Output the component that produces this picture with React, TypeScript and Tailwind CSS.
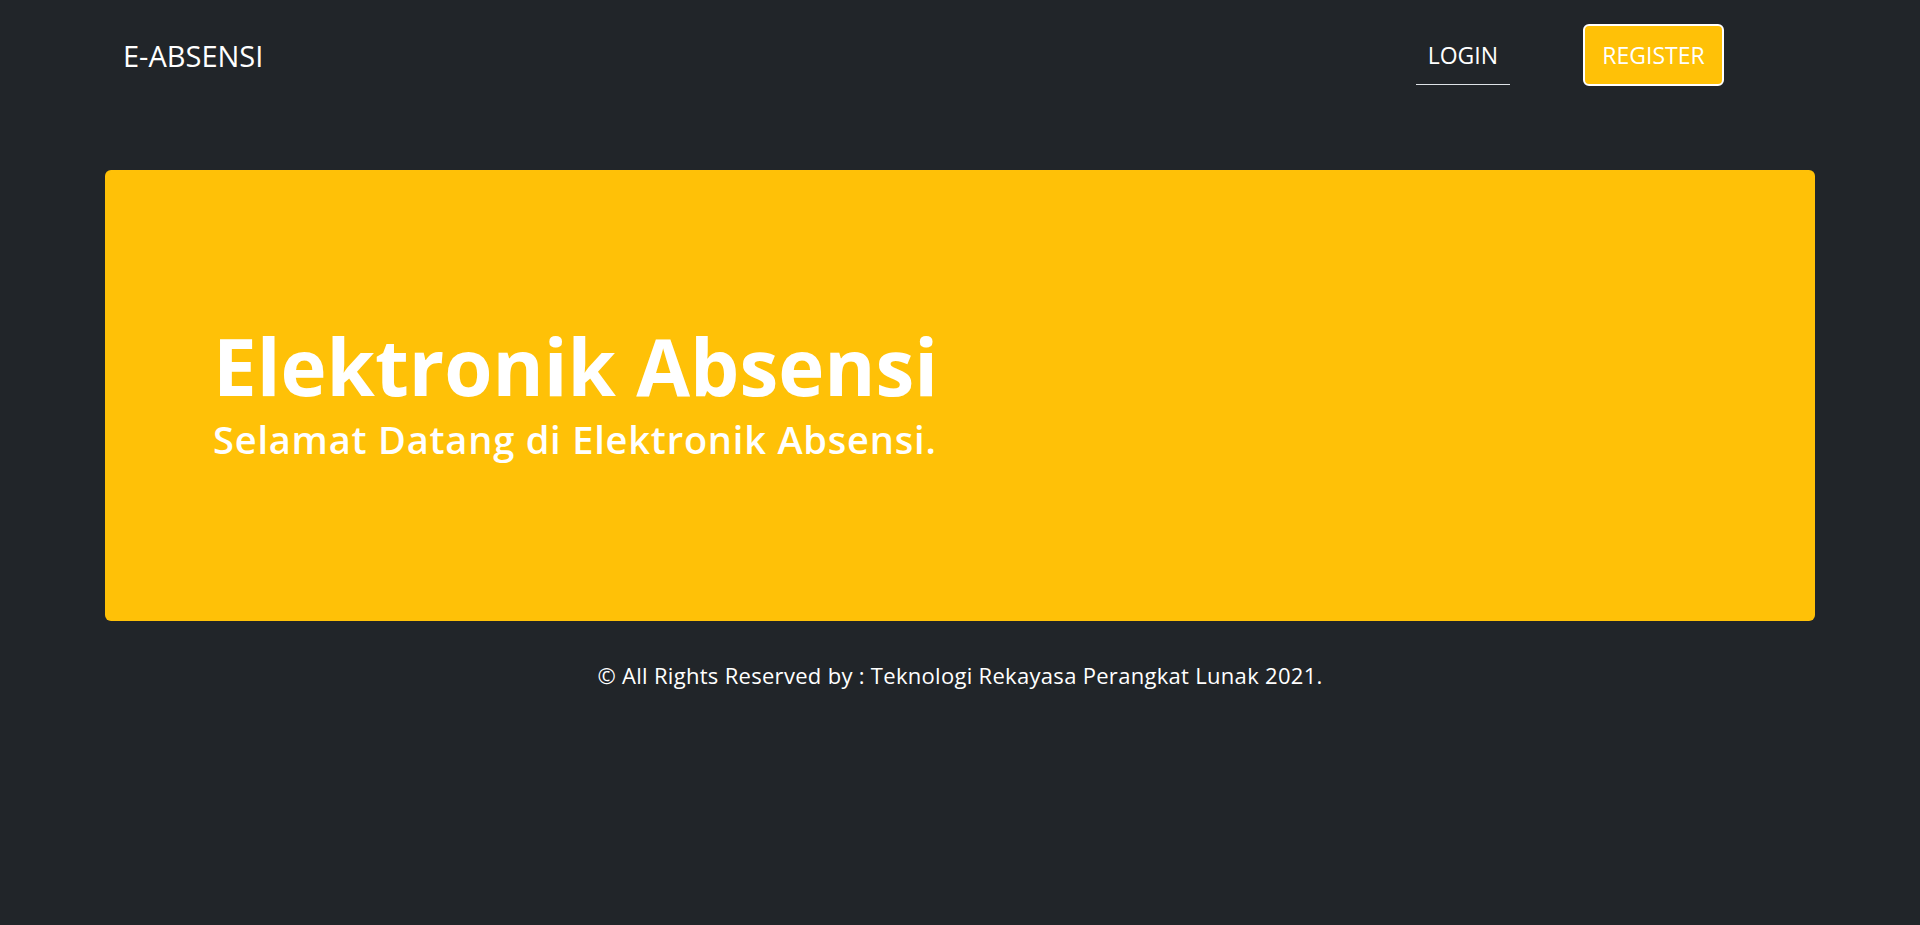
export default function App() {
  return (
    <div className="min-h-screen bg-[#212529] font-['Open_Sans',sans-serif] text-white">
      <nav className="flex items-center h-[110px] pl-[123px] pr-[196px]">
        <a href="#" className="text-[29px] leading-none">E-ABSENSI</a>
        <div className="ml-auto flex items-center gap-[73px]">
          <a href="#" className="block px-[12px] py-[14px] leading-[30px] text-[23px] border-b border-[#dee2e6]">
            LOGIN
          </a>
          <a
            href="#"
            className="flex items-center justify-center w-[141px] h-[62px] bg-[#ffc107] border-2 border-white rounded-[6px] text-[23px]"
          >
            REGISTER
          </a>
        </div>
      </nav>

      <div className="mx-[105px] mt-[60px] h-[451px] bg-[#ffc107] rounded-[6px] flex flex-col justify-center pl-[108px] pb-[4px]">
        <h1 className="text-[78px] font-bold leading-[1.1]">Elektronik Absensi</h1>
        <p className="mt-[7px] text-[38px] font-semibold leading-[1.2] tracking-[0.8px]">
          Selamat Datang di Elektronik Absensi.
        </p>
      </div>

      <footer className="mt-[39px] text-center text-[22px] leading-[30px] tracking-[0.3px]">
        © All Rights Reserved by : Teknologi Rekayasa Perangkat Lunak 2021.
      </footer>
    </div>
  );
}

********

_Problem requirements:_ Return the whole listing, word for word, and leave out every picture.

_Complete response:_
Output the component that produces this picture with React, TypeScript and Tailwind CSS.
export default function App() {
  return (
    <div className="min-h-screen bg-[#212529] font-['Open_Sans',sans-serif] text-white">
      <nav className="flex items-center h-[110px] pl-[123px] pr-[196px]">
        <a href="#" className="text-[29px] leading-none">E-ABSENSI</a>
        <div className="ml-auto flex items-center gap-[73px]">
          <a href="#" className="block px-[12px] py-[14px] leading-[30px] text-[23px] border-b border-[#dee2e6]">
            LOGIN
          </a>
          <a
            href="#"
            className="flex items-center justify-center w-[141px] h-[62px] bg-[#ffc107] border-2 border-white rounded-[6px] text-[23px]"
          >
            REGISTER
          </a>
        </div>
      </nav>

      <div className="mx-[105px] mt-[60px] h-[451px] bg-[#ffc107] rounded-[6px] flex flex-col justify-center pl-[108px] pb-[4px]">
        <h1 className="text-[78px] font-bold leading-[1.1]">Elektronik Absensi</h1>
        <p className="mt-[7px] text-[38px] font-semibold leading-[1.2] tracking-[0.8px]">
          Selamat Datang di Elektronik Absensi.
        </p>
      </div>

      <footer className="mt-[39px] text-center text-[22px] leading-[30px] tracking-[0.3px]">
        © All Rights Reserved by : Teknologi Rekayasa Perangkat Lunak 2021.
      </footer>
    </div>
  );
}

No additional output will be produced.